One last circuit, and I found the Urinetown creators, who told me their next show takes place underwater. Are they sure it’s water? “Yes,” they said, decidedly.
And now my nominations for the pissiest gossip of the week: The New York Post ran a line about The Producers‘ co-star Steven Weber that could have been penned by the lead character in The Believer. After describing Weber as “lean, tall, and blue-eyed,” they wrote, “He looks like your basic WASP pretty boy, but he’s really a Jewish kid from Queens.” Oy!

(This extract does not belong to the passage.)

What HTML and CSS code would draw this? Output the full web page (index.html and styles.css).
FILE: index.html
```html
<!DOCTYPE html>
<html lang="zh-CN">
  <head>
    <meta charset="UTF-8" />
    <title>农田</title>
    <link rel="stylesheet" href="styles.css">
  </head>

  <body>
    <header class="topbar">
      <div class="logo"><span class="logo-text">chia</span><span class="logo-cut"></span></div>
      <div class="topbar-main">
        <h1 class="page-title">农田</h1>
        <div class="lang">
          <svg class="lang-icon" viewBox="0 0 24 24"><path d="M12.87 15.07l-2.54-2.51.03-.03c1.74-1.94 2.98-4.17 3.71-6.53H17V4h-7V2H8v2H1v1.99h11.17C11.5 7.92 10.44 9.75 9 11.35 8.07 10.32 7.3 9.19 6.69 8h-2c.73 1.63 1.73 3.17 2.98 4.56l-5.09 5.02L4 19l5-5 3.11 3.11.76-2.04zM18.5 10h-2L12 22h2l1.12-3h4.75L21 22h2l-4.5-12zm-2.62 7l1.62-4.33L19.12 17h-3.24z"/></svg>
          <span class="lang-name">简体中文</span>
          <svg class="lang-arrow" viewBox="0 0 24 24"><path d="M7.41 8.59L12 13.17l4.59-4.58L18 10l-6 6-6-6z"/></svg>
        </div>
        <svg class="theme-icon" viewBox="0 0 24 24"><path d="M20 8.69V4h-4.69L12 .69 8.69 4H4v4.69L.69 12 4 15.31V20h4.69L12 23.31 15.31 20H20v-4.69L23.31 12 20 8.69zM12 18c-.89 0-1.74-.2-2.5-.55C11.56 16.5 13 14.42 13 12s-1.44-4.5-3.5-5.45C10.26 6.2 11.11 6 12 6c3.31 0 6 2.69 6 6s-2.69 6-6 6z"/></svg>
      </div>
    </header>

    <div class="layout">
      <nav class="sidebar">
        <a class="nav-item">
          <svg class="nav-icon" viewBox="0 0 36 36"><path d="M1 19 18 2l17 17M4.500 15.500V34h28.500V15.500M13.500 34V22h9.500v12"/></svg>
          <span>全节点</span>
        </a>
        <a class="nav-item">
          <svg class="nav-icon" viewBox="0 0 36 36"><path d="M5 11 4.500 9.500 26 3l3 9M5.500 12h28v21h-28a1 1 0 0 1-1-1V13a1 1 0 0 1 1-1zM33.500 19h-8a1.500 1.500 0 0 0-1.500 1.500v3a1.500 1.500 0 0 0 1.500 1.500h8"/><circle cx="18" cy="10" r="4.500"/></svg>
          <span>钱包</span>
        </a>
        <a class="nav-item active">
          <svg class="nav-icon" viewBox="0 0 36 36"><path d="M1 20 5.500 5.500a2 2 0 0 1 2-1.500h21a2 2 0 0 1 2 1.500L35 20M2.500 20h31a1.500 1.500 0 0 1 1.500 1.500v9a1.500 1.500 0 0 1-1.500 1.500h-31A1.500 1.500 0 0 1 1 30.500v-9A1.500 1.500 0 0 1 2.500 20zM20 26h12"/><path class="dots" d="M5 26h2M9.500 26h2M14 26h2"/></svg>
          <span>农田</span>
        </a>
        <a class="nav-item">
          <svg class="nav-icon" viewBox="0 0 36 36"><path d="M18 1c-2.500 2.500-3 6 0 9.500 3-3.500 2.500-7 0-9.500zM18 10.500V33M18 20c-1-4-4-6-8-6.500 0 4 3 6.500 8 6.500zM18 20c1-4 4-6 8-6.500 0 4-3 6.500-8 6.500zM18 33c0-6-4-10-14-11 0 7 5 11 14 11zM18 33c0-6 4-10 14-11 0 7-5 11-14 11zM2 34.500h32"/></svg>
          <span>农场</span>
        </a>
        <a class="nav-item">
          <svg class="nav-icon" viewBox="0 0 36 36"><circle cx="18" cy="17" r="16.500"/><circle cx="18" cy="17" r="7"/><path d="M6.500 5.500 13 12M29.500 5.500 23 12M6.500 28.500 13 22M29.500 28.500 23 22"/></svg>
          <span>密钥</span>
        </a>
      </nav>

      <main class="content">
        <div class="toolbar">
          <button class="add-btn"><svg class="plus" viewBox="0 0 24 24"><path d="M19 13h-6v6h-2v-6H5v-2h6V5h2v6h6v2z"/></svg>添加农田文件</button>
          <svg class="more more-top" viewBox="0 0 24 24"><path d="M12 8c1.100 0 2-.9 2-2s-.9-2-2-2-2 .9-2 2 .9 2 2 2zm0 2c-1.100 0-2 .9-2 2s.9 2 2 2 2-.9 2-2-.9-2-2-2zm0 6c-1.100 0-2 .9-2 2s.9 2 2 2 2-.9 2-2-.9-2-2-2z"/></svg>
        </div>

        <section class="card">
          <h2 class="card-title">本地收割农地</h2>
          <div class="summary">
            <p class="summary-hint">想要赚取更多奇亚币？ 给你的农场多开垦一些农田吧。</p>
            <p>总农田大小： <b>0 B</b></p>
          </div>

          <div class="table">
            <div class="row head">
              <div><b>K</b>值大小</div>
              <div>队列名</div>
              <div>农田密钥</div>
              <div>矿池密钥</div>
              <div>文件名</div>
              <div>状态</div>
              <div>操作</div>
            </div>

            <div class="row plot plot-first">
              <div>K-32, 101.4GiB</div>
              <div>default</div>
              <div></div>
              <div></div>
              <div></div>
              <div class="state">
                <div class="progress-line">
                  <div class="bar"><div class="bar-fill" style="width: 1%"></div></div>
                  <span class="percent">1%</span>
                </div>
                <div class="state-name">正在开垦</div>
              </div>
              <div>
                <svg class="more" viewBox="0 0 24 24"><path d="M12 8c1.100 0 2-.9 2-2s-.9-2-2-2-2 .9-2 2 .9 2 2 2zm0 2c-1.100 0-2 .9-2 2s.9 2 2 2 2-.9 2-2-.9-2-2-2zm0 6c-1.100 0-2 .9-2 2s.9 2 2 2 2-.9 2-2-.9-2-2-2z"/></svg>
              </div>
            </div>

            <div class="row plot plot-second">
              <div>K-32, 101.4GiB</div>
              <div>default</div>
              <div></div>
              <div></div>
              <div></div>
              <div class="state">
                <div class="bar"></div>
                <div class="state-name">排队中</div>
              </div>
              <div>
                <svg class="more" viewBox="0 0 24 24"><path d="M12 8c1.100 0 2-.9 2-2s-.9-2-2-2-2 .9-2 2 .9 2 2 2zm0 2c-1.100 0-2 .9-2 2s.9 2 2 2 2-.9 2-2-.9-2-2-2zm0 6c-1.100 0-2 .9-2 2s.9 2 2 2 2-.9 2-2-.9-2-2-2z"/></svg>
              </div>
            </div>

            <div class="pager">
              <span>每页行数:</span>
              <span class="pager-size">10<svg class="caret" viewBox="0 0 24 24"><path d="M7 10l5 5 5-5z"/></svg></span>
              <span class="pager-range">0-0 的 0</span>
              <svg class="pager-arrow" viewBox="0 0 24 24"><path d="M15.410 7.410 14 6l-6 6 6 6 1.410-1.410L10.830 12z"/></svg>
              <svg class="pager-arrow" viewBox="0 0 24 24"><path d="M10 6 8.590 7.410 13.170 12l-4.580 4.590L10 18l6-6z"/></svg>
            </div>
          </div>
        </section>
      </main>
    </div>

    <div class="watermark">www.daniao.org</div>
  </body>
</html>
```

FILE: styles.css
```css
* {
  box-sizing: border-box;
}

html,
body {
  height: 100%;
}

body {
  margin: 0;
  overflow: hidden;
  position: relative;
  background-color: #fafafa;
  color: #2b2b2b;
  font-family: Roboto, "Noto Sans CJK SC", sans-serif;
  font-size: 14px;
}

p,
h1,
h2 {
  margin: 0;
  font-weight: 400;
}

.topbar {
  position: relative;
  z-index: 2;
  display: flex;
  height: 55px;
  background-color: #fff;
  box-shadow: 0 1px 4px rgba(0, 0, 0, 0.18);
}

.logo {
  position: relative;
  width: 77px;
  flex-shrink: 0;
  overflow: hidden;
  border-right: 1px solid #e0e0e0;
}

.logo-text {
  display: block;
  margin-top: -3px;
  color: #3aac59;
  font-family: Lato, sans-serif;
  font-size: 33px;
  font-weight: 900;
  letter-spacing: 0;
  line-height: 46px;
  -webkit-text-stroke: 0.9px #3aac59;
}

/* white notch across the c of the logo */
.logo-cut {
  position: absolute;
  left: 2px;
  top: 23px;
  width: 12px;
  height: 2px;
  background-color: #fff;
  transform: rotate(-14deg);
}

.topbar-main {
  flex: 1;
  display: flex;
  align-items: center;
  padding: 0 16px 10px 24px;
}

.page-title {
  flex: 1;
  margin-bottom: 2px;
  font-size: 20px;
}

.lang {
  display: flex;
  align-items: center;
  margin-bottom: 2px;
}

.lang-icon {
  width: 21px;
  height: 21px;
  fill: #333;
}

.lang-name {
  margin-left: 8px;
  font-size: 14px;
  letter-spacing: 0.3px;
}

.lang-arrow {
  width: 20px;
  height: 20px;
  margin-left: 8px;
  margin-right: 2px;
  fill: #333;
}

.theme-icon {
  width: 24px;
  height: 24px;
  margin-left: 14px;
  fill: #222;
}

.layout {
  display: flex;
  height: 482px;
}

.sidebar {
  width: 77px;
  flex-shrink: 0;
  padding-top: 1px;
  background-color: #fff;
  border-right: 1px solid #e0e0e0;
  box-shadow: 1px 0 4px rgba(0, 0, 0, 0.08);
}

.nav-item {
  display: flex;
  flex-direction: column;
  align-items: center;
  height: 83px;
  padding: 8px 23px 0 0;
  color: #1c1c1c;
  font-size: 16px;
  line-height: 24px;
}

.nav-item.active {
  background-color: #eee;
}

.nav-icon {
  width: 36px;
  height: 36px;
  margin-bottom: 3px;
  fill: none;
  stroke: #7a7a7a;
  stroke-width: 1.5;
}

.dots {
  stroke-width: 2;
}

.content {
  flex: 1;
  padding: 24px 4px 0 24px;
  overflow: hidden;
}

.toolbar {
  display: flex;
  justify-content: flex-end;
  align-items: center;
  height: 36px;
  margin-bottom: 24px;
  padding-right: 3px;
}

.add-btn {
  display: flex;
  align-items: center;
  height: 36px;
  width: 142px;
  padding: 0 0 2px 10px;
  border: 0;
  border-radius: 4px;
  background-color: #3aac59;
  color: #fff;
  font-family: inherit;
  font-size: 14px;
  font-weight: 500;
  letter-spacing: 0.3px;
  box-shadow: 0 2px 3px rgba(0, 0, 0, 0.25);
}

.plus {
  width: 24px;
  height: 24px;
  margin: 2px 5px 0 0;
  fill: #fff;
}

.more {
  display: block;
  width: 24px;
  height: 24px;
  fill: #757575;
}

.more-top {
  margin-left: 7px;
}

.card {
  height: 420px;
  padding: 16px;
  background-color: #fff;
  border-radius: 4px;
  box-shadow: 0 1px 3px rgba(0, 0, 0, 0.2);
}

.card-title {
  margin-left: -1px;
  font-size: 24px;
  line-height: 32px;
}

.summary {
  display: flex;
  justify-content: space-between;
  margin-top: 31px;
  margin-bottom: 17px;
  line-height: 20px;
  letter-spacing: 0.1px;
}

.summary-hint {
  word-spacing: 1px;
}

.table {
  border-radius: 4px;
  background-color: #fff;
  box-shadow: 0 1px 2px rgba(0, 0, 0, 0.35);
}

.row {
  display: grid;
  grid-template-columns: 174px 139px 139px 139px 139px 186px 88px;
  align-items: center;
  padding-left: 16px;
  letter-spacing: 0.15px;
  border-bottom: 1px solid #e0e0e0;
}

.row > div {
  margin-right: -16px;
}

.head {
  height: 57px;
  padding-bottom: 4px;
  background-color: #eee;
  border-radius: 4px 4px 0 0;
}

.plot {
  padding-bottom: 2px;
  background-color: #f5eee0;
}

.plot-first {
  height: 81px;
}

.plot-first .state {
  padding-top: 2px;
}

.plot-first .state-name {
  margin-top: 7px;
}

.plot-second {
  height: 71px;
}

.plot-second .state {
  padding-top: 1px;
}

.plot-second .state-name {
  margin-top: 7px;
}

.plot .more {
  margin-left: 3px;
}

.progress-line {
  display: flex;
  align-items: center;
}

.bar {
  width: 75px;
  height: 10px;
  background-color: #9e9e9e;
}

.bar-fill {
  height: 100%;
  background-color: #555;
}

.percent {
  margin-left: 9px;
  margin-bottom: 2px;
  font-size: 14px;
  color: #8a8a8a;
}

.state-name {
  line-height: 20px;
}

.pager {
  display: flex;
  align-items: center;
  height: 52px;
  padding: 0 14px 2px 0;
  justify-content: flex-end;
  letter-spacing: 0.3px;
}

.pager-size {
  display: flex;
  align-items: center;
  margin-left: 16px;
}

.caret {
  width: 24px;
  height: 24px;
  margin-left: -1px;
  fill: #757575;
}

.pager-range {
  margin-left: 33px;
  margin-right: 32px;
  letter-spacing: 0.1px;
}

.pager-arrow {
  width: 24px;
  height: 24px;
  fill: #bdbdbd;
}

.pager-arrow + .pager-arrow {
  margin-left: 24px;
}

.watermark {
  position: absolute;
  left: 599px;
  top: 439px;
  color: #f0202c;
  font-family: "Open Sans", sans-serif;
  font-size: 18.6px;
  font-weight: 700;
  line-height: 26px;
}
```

Your basic pretty women filled a party for Grace, a new magazine for larger gals, where Carré Otis looked so skinny that if she stood sideways, she’d turn into Jennifer Connelly‘s scarf. No way is she plus-sized. “In this industry, I am,” Miss Otis regretted. “It’s insane!” . . . The drink tickets are plus-sized at Spa—they’re positively gigantic—and I hear it’s because the bartenders have to hold them up and wave them to the spotters who make sure there’s a good reason they’re not ringing up the register.
But put down that free cocktail right now, why don’t you? Susanne Bartsch is no longer doing Wednesdays at BK’s, having had unspecified problems with the club. She’ll relocate the bash and will also do monthly events at the reopened Copacabana in the fall. . . . More unspecified problems: Public access cable host Barry Z kept trying to interview Laurie Anderson at a Women in Music, Inc. luncheon last week, and he even had a publicist intervene, only to have Laurie’s significant other, Lou Reed, snarl “No!” “But Laurie and I have the same audience,” counters Barry.

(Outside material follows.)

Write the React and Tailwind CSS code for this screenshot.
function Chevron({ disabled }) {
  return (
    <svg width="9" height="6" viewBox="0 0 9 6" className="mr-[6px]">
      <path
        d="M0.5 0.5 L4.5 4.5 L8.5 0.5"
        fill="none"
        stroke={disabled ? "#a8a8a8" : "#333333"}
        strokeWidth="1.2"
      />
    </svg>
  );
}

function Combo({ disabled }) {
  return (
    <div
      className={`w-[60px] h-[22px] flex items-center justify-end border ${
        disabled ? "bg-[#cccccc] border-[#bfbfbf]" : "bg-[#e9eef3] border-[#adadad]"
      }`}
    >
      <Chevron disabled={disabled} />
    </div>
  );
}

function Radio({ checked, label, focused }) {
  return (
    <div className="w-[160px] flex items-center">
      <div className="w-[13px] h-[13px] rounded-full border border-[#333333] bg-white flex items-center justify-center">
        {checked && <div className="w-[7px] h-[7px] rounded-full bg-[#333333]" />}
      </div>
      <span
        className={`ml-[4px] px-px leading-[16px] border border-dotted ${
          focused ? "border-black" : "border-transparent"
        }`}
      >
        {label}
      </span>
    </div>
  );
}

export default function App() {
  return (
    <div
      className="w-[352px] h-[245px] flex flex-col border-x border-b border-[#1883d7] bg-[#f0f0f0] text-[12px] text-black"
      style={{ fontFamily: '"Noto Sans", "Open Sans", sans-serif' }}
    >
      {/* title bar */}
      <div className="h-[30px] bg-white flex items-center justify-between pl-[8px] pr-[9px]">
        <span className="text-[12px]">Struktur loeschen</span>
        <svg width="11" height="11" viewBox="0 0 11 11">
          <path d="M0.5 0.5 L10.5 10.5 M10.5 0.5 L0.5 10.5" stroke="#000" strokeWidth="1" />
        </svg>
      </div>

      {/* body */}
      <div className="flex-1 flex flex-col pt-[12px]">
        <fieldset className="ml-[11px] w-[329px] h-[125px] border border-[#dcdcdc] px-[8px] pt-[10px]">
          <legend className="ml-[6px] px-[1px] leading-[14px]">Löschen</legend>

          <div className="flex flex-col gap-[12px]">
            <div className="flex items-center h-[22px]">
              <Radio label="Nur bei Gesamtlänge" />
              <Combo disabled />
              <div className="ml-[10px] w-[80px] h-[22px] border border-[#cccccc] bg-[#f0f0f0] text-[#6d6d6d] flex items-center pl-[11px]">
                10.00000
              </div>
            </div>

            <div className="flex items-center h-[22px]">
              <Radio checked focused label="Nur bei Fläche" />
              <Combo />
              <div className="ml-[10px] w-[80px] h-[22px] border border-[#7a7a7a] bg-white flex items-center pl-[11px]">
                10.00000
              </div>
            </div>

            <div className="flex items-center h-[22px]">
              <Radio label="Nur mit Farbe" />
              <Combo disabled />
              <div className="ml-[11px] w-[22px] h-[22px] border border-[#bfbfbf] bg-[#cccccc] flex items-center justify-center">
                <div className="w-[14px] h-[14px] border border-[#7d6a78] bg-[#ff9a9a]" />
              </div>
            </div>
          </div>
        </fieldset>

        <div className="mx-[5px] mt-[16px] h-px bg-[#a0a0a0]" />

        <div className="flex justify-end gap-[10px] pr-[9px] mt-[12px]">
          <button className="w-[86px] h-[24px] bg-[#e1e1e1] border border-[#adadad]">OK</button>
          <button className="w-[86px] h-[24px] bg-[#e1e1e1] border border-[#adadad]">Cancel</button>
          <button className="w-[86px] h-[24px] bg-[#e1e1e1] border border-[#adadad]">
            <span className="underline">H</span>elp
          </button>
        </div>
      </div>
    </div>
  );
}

My cultural peer, the legendary Kitty Carlisle Hart, was recently chosen to be randomly searched on an airport check-in, according to a clerk. “But I’m old and a star,” cracked Hart, who submitted to the frisking anyway. . . . I’m hiding one more tidbit in my luggage: I hear Fashion Wire Daily is canceling the free subscription of at least one person who trashed them in a tart WWD article. Now I’m trashing them too; I didn’t know there were free subscriptions.